The event was hosted by the Jonathan M. Tisch College of Civic Life and was the last event in this semester’s Tisch College Distinguished Speaker Series, which has been renamed the Alan and Susan Solomont Distinguished Speaker Series, a change that was announced at the Goodall event. The event was co-sponsored by the Environmental Studies Program, the Fletcher School’s Center for International Environment and Resource Policy, the Cummings School of Veterinary Medicine, the Tufts Institute of the Environment and The Fletcher School.
University President Anthony Monaco delivered opening remarks and outlined Goodall’s experience studying chimpanzee behavior in the 1960s as well as her research at Gombe Stream National Park that paved the way for future primatological research.
“Dr. Goodall is a renowned conservationist, whose work has redefined the relationship between humans and animals,” Monaco said.
Monaco then introduced Felicia Nutter, director of international veterinary medicine at the Cummings School of Veterinary Medicine, and Chris Whittier, director of the Master’s’ in Conservation Medicine Program at the Cummings School, who led the discussion.
Before passing the event to them, however, Solomont (A’70) briefly spoke about his retirement and the future of the Speaker Series.
“As I approach my retirement from the dean’s job, and I thought about what I might leave behind, what made the most sense was to help ensure that the Speaker Series would continue to enhance the civic life of the entire university,” Solomont said.
The event then turned to Goodall. Nutter asked her about Roots and Shoots, a Jane Goodall Institute program that empowers youth to take action to enact change in their communities.
“We’ve messed up the world, and the reason that Roots and Shoots began is because so many students told me they’d lost hope,” Goodall said. “We have compromised the future, but it’s not too late to start healing some of the harm, the terrible harm that we’ve inflicted on this planet, and at least try to slow down climate change and loss of biodiversity.”
Whittier then asked Goodall about her research at Gombe Stream National Park.
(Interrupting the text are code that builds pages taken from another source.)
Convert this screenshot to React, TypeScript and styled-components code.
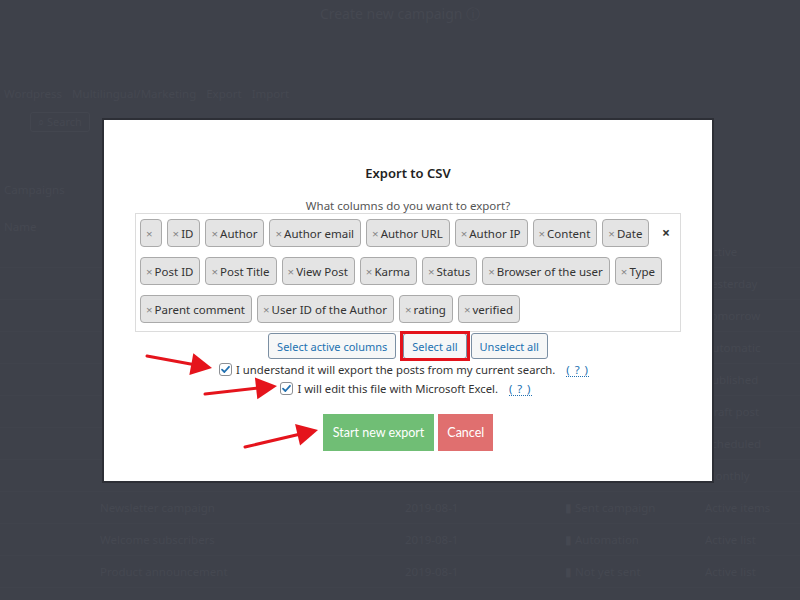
import React from 'react';
import styled, { createGlobalStyle } from 'styled-components';

const Global = createGlobalStyle`
  html, body { margin: 0; padding: 0; background: #3e414a; }
  body { width: 800px; height: 600px; overflow: hidden; font-family: "Noto Sans", "Open Sans", sans-serif; }
  * { box-sizing: border-box; }
`;

const Page = styled.div`
  position: relative;
  width: 800px;
  height: 600px;
  background: #3e414a;
  overflow: hidden;
`;

/* ---------- faint page behind the overlay ---------- */
const Backdrop = styled.div`
  display: flex;
  flex-direction: column;
  color: #454851;
  font-size: 11.5px;
`;

const BgTitle = styled.div`
  height: 86px;
  padding-top: 4px;
  text-align: center;
  font-size: 14px;
`;

const BgCrumb = styled.div`
  height: 26px;
  padding-left: 4px;
  display: flex;
  gap: 10px;
`;

const BgSearch = styled.div`
  margin-left: 30px;
  width: 60px;
  height: 20px;
  border: 1px solid #43464f;
  border-radius: 3px;
  font-size: 11px;
  line-height: 18px;
  text-align: center;
`;

const BgSide = styled.div`
  padding: 50px 0 0 4px;
  height: 104px;
  display: flex;
  flex-direction: column;
  gap: 22px;
`;

const BgRow = styled.div`
  height: 32px;
  display: grid;
  grid-template-columns: 100px 305px 160px 140px 1fr;
  align-items: center;
  border-bottom: 1px solid #40434c;
`;

const BgCell = styled.div`
  white-space: nowrap;
  overflow: hidden;
  display: flex;
  align-items: center;
  gap: 8px;
`;

/* ---------- modal ---------- */
const Modal = styled.div`
  position: absolute;
  left: 104px;
  top: 120px;
  width: 608px;
  height: 361px;
  background: #ffffff;
  box-shadow: 0 0 0 2px #2d2f36;
  display: flex;
  flex-direction: column;
  align-items: center;
  padding-top: 44px;
  color: #333;
`;

const Title = styled.h2`
  margin: 0 0 17px;
  font-size: 13px;
  line-height: 18px;
  font-weight: 600;
  color: #222;
`;

const Subtitle = styled.div`
  font-size: 11.5px;
  line-height: 14px;
  color: #555;
`;

const TagBox = styled.div`
  width: 546px;
  height: 119px;
  border: 1px solid #dcdcdc;
  display: flex;
  padding: 5px 0 8px 4px;
`;

const TagList = styled.div`
  flex: 1;
  display: flex;
  flex-wrap: wrap;
  align-content: flex-start;
  column-gap: 5px;
  row-gap: 10px;
`;

const Tag = styled.div`
  height: 28px;
  display: flex;
  align-items: center;
  padding: 0 6px 0 5px;
  background: #e4e4e4;
  border: 1px solid #aaaaaa;
  border-radius: 4px;
  font-size: 11.5px;
  color: #333;
  white-space: nowrap;
`;

const TagX = styled.span`
  color: #888;
  font-size: 11.5px;
  margin-right: 2px;
`;

const ClearAll = styled.div`
  width: 18px;
  padding-top: 4px;
  font-size: 14px;
  font-weight: 700;
  color: #333;
  text-align: left;
`;

const ButtonRow = styled.div`
  display: flex;
  gap: 4px;
  margin-top: 1px;
`;

const SmallButton = styled.button<{ $highlight?: boolean }>`
  position: relative;
  height: 26px;
  padding: 0 8px;
  margin-left: ${(p) => (p.$highlight ? 3 : 0)}px;
  background: #f6f7f7;
  border: 1px solid #7b8fa3;
  border-radius: 3px;
  color: #2271b1;
  font-family: "Noto Sans", "Open Sans", sans-serif;
  font-size: 11px;
  cursor: pointer;
  &::after {
    content: '';
    display: ${(p) => (p.$highlight ? 'block' : 'none')};
    position: absolute;
    left: -4px;
    right: -4px;
    top: -3px;
    bottom: -3px;
    border: 3px solid #e3131b;
  }
`;

const Checks = styled.div`
  margin-top: 2px;
  display: flex;
  flex-direction: column;
  align-items: center;
  gap: 2px;
`;

const CheckLine = styled.label<{ $shift: number }>`
  display: flex;
  align-items: center;
  height: 17px;
  font-size: 11.3px;
  color: #333;
  margin-left: ${(p) => p.$shift}px;
`;

const Box = styled.span`
  width: 13px;
  height: 13px;
  border: 1px solid #8c8f94;
  border-radius: 3px;
  background: #fff;
  display: inline-flex;
  align-items: center;
  justify-content: center;
  margin-right: 4px;
`;

const Help = styled.span`
  margin-left: 11px;
  color: #2271b1;
  border-bottom: 1px dotted #2271b1;
  line-height: 13px;
  letter-spacing: 1px;
`;

const Actions = styled.div`
  margin-top: 17px;
  display: flex;
  gap: 4px;
`;

const ActionButton = styled.button<{ $tone: 'go' | 'stop' }>`
  height: 37px;
  padding: 0 ${(p) => (p.$tone === 'go' ? 10 : 9)}px;
  border: none;
  border-radius: 0;
  background: ${(p) => (p.$tone === 'go' ? '#70be75' : '#e06f6f')};
  color: #fff;
  font-family: Lato, "Noto Sans", sans-serif;
  font-size: 12.5px;
  cursor: pointer;
`;

const Annotations = styled.svg`
  position: absolute;
  left: 0;
  top: 0;
  pointer-events: none;
`;

function Arrow({ x1, y1, x2, y2 }: { x1: number; y1: number; x2: number; y2: number }) {
  const dx = x2 - x1;
  const dy = y2 - y1;
  const len = Math.hypot(dx, dy);
  const ux = dx / len;
  const uy = dy / len;
  const hl = 21;
  const hw = 11;
  const bx = x2 - ux * hl;
  const by = y2 - uy * hl;
  const pts = `${x2},${y2} ${bx - uy * hw},${by + ux * hw} ${bx + uy * hw},${by - ux * hw}`;
  return (
    <g>
      <line x1={x1} y1={y1} x2={bx + ux * 2} y2={by + uy * 2} stroke="#e5141c" strokeWidth={3} strokeLinecap="round" />
      <polygon points={pts} fill="#e5141c" />
    </g>
  );
}

const Check = () => (
  <svg width="11" height="11" viewBox="0 0 11 11">
    <path d="M2 5.6 L4.4 8 L9 2.8" fill="none" stroke="#2271b1" strokeWidth="1.8" strokeLinecap="round" strokeLinejoin="round" />
  </svg>
);

const tags = [
  '', 'ID', 'Author', 'Author email', 'Author URL', 'Author IP', 'Content', 'Date',
  'Post ID', 'Post Title', 'View Post', 'Karma', 'Status', 'Browser of the user', 'Type',
  'Parent comment', 'User ID of the Author', 'rating', 'verified',
];

const bgRows = [
  ['', '', '', '', 'Active'],
  ['', '', '', '', 'Yesterday'],
  ['', '', '', '', 'Tomorrow'],
  ['', '', '', '', 'Automatic'],
  ['', '', '', '', 'Published'],
  ['', '', '', '', 'Draft post'],
  ['', '', '', '', 'Scheduled'],
  ['', '', '', '', 'Monthly'],
  ['', 'Newsletter campaign', '2019-08-1', '▮ Sent campaign', 'Active items'],
  ['', 'Welcome subscribers', '2019-08-1', '▮ Automation', 'Active list'],
  ['', 'Product announcement', '2019-08-1', '▮ Not yet sent', 'Active list'],
];

export default function App() {
  return (
    <Page>
      <Global />
      <Backdrop>
        <BgTitle>Create new campaign ⓘ</BgTitle>
        <BgCrumb>
          <span>Wordpress</span>
          <span>Multilingual/Marketing</span>
          <span>Export</span>
          <span>Import</span>
        </BgCrumb>
        <BgSearch>⌕ Search</BgSearch>
        <BgSide>
          <span>Campaigns</span>
          <span>Name</span>
        </BgSide>
        {bgRows.map((r, i) => (
          <BgRow key={i}>
            {r.map((c, j) => (
              <BgCell key={j}>{c}</BgCell>
            ))}
          </BgRow>
        ))}
      </Backdrop>

      <Modal>
        <Title>Export to CSV</Title>
        <Subtitle>What columns do you want to export?</Subtitle>
        <TagBox>
          <TagList>
            {tags.map((t, i) => (
              <Tag key={i}>
                <TagX>×</TagX>
                {t}
              </Tag>
            ))}
          </TagList>
          <ClearAll>×</ClearAll>
        </TagBox>
        <ButtonRow>
          <SmallButton>Select active columns</SmallButton>
          <SmallButton $highlight>Select all</SmallButton>
          <SmallButton>Unselect all</SmallButton>
        </ButtonRow>
        <Checks>
          <CheckLine $shift={-8}>
            <Box><Check /></Box>
            I understand it will export the posts from my current search.
            <Help>( ? )</Help>
          </CheckLine>
          <CheckLine $shift={-4}>
            <Box><Check /></Box>
            I will edit this file with Microsoft Excel.
            <Help>( ? )</Help>
          </CheckLine>
        </Checks>
        <Actions>
          <ActionButton $tone="go">Start new export</ActionButton>
          <ActionButton $tone="stop">Cancel</ActionButton>
        </Actions>
      </Modal>

      <Annotations width="800" height="600" viewBox="0 0 800 600">
        <Arrow x1={147} y1={356} x2={212} y2={368} />
        <Arrow x1={205} y1={394} x2={277} y2={386} />
        <Arrow x1={245} y1={447} x2={318} y2={430} />
      </Annotations>
    </Page>
  );
}
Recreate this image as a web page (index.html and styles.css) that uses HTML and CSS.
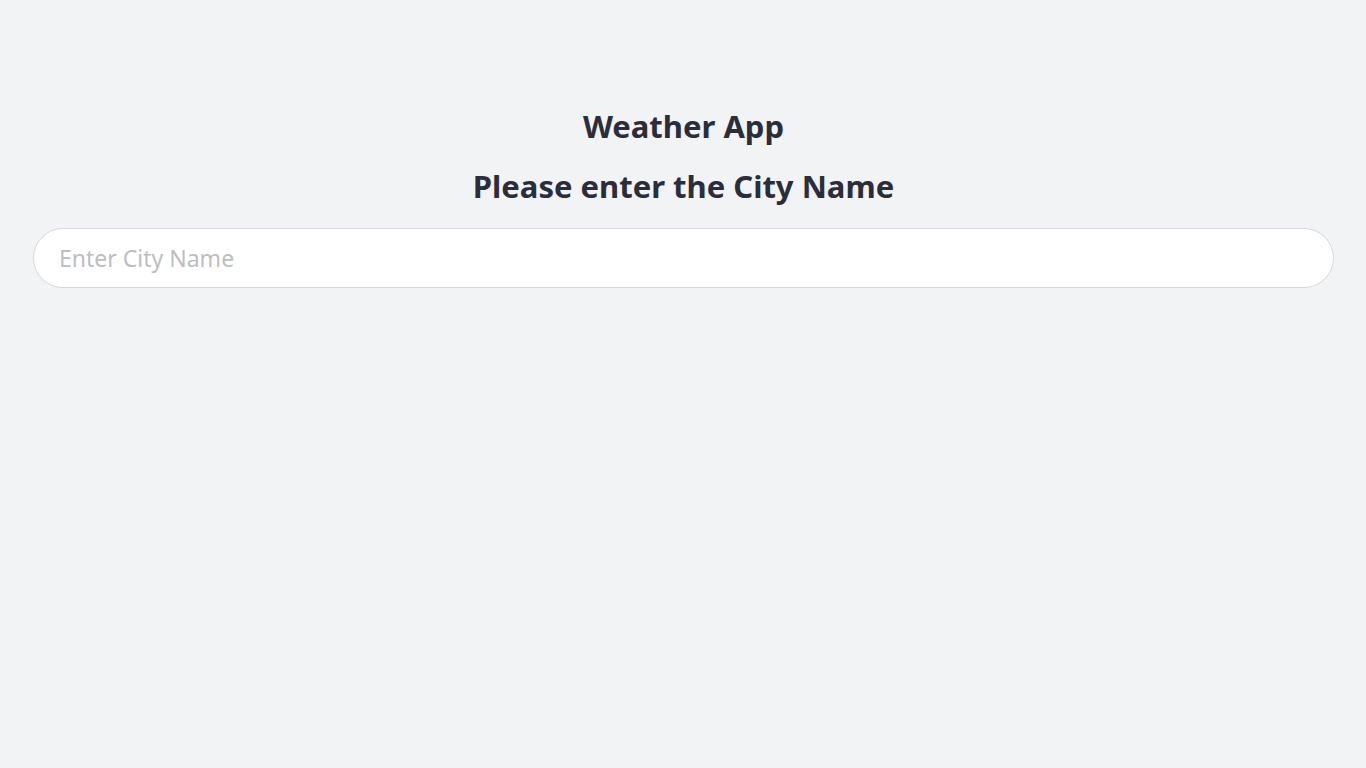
FILE: index.html
```html
<!DOCTYPE html>
<html lang="en">
<head>
<meta charset="utf-8">
<title>Weather App</title>
<link rel="stylesheet" href="styles.css">
</head>
<body>
<main class="app">
  <h1 class="title">Weather App</h1>
  <h2 class="subtitle">Please enter the City Name</h2>
  <input class="city-input" type="text" placeholder="Enter City Name">
</main>
</body>
</html>
```

FILE: styles.css
```css
html {
  overflow-y: scroll;
  overflow-x: hidden;
  background: #f2f3f5;
}
body {
  margin: 0;
  font-family: "Noto Sans", "Open Sans", sans-serif;
  color: #2b2e3a;
  overflow-x: hidden;
}
.app {
  width: 100vw;
  min-height: 100vh;
  box-sizing: border-box;
  padding: 104px 32px 40px 33px;
  display: flex;
  flex-direction: column;
  align-items: center;
}
.title,
.subtitle {
  margin: 0;
  font-size: 31px;
  font-weight: 700;
  line-height: 44px;
  text-align: center;
}
.subtitle {
  margin-top: 16px;
}
.city-input {
  margin-top: 20px;
  width: 100%;
  height: 60px;
  box-sizing: border-box;
  border: 1px solid #d6d7e0;
  border-radius: 30px;
  background: #fff;
  padding: 0 25px 1px;
  font-family: inherit;
  font-size: 23px;
  color: #2b2e3a;
  outline: none;
}
.city-input::placeholder {
  color: #bdbdc2;
}
```
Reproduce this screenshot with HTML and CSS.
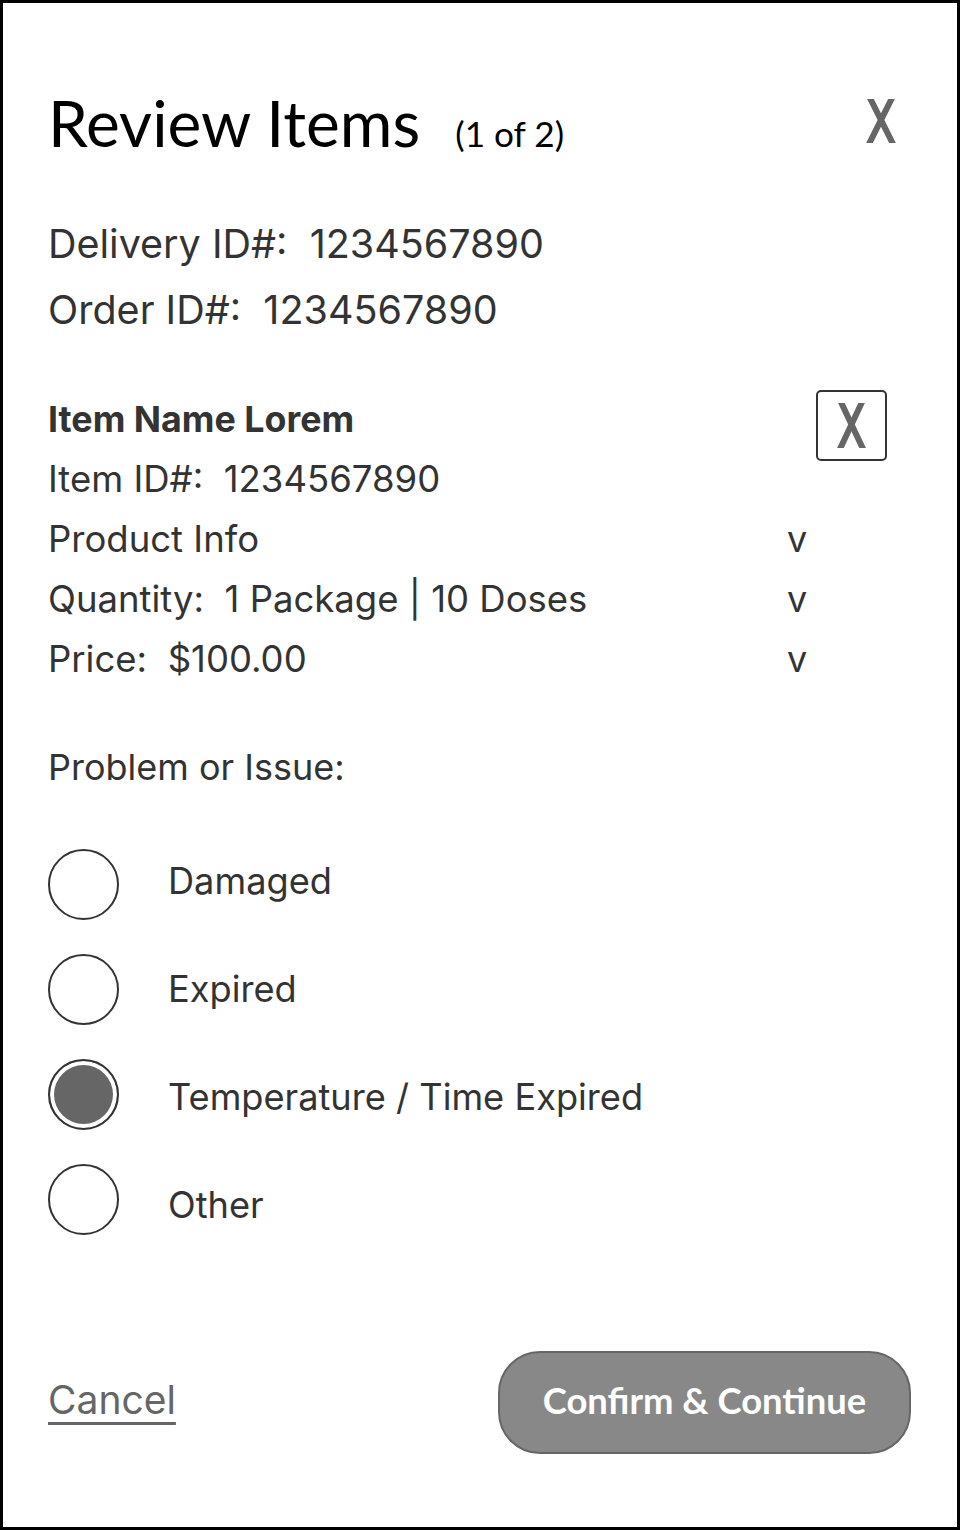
FILE: index.html
```html
<!DOCTYPE html>
<html lang="en">
<head>
<meta charset="utf-8">
<title>Review Items</title>
<link rel="stylesheet" href="styles.css">
</head>
<body>
<div class="frame">
  <header class="header">
    <h1 class="title">Review Items</h1>
    <span class="count">(1 of 2)</span>
    <button class="close" aria-label="Close">
      <svg width="30" height="44" viewBox="0 0 30 44"><g stroke="#666" stroke-width="6" fill="none"><line x1="3" y1="-3" x2="28" y2="47"/><line x1="27" y1="-3" x2="2" y2="47"/></g></svg>
    </button>
  </header>

  <section class="ids">
    <div class="id-line">Delivery ID#:&nbsp; 1234567890</div>
    <div class="id-line">Order ID#:&nbsp; 1234567890</div>
  </section>

  <section class="item">
    <div class="row name-row">
      <span class="item-name">Item Name Lorem</span>
      <button class="remove" aria-label="Remove item">
        <svg width="29" height="45" viewBox="0 0 29 45"><g stroke="#666" stroke-width="6" fill="none"><line x1="3" y1="-3" x2="27" y2="48"/><line x1="26" y1="-3" x2="2" y2="48"/></g></svg>
      </button>
    </div>
    <div class="row">Item ID#:&nbsp; 1234567890</div>
    <div class="row detail"><span>Product Info</span><span class="chev">v</span></div>
    <div class="row detail"><span>Quantity:&nbsp; 1 Package | 10 Doses</span><span class="chev">v</span></div>
    <div class="row detail"><span>Price:&nbsp; $100.00</span><span class="chev">v</span></div>
  </section>

  <div class="problem">Problem or Issue:</div>

  <ul class="options">
    <li class="option"><span class="radio"></span><span class="label">Damaged</span></li>
    <li class="option"><span class="radio"></span><span class="label">Expired</span></li>
    <li class="option"><span class="radio checked"></span><span class="label">Temperature / Time Expired</span></li>
    <li class="option"><span class="radio"></span><span class="label">Other</span></li>
  </ul>

  <footer class="footer">
    <a class="cancel" href="#">Cancel</a>
    <button class="confirm">Confirm &amp; Continue</button>
  </footer>
</div>
</body>
</html>
```

FILE: styles.css
```css
* { box-sizing: border-box; }

html, body {
  margin: 0;
  padding: 0;
  background: #fff;
}

.frame {
  width: 960px;
  height: 1530px;
  border: 3px solid #000;
  padding: 0 45px;
  font-family: "Inter", "Noto Sans", sans-serif;
  color: #333;
  display: flex;
  flex-direction: column;
}

.header {
  display: flex;
  align-items: baseline;
  margin-top: 83px;
  height: 74px;
}

.title {
  margin: 0;
  font-family: "Lato", sans-serif;
  font-weight: 400;
  font-size: 64px;
  line-height: 74px;
  color: #000;
}

.count {
  font-family: "Lato", sans-serif;
  font-size: 35.2px;
  color: #000;
  margin-left: 35px;
}

.close {
  margin-left: auto;
  margin-right: 16px;
  align-self: flex-start;
  margin-top: 13px;
  padding: 0;
  border: 0;
  background: none;
  display: block;
  height: 44px;
}
.close svg { display: block; }

.ids {
  margin-top: 51px;
}

.id-line {
  font-size: 39.5px;
  line-height: 66px;
  height: 66px;
}

.item {
  margin-top: 46px;
}

.row {
  font-size: 36.5px;
  line-height: 60px;
  height: 60px;
  display: flex;
  justify-content: space-between;
  width: 757px;
}

.name-row {
  width: 839px;
  align-items: flex-start;
}

.item-name {
  font-weight: 700;
  font-size: 35.8px;
}

.remove {
  width: 71px;
  height: 71px;
  margin-top: 1px;
  border: 2.5px solid #333;
  border-radius: 5px;
  background: #fff;
  padding: 0;
  display: flex;
  align-items: center;
  justify-content: center;
}
.remove svg { display: block; }

.chev {
  width: 18px;
  text-align: center;
  font-size: 36px;
}

.problem {
  margin-top: 48px;
  font-size: 36px;
  line-height: 60px;
}

.options {
  list-style: none;
  margin: 52px 0 0;
  padding: 0;
  display: flex;
  flex-direction: column;
  gap: 34px;
}

.option {
  display: flex;
  align-items: center;
  gap: 49px;
  height: 71px;
}

.radio {
  width: 71px;
  height: 71px;
  border: 2.5px solid #333;
  border-radius: 50%;
  flex: none;
  background: #fff;
}

.radio.checked {
  background: #666;
  box-shadow: inset 0 0 0 4px #fff;
}

.label {
  font-size: 36.2px;
  line-height: 44px;
  margin-top: -8px;
}

.option:nth-child(2) .label { margin-top: -2px; }
.option:nth-child(3) .label { margin-top: 4px; }
.option:nth-child(4) .label { margin-top: 10px; }

.footer {
  margin-top: 116px;
  display: flex;
  align-items: center;
  justify-content: space-between;
  padding-right: 1px;
}

.cancel {
  font-size: 39px;
  color: #666;
  text-decoration: underline;
  text-decoration-thickness: 3px;
  text-underline-offset: 8px;
  margin-top: -6px;
}

.confirm {
  width: 413px;
  height: 103px;
  border: 2.5px solid #666;
  border-radius: 42px;
  background: #888;
  color: #fff;
  font-family: "Lato", sans-serif;
  font-weight: 700;
  font-size: 36.4px;
  padding: 0 0 6px;
}
```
Goodall responded by explaining the importance of training local people to carry on the research that she had introduced.
“Conservation will never work long term, unless the local people are involved — all of these villages are now our partners in conservation,” she said. “We’ve given them the tools to monitor the health of their forests, and they understand that protecting the environment is for their own future, not just the wildlife.”
Nutter asked Goodall about her experience and relationships with the chimpanzees that she has worked with.
“For me, collecting anecdotes about all of these different chimpanzees is absolutely fascinating, and it’s led to some amazing insights,” Goodall said.
She followed up by explaining that today, observers often use technology to record statistics, but she believes recording stories and anecdotes allows observers to get a feel for the animal’s personality.
“There’s a big risk in today’s world, that all observers start using just little clicks on some kind of gadget to make everything statistical,” she said.
Whittier asked about Goodall’s path and challenges as a woman in conservation science and asked her to give advice to young women interested in careers in conservation science.
“You’ve got to be really passionate, and then simply say what my mother said to me: You’re going to have to work really hard, take advantage of every opportunity and if you don’t give up you will surely find a way,” Goodall said.
The discussion then opened to a question and answer session involving Tufts community members.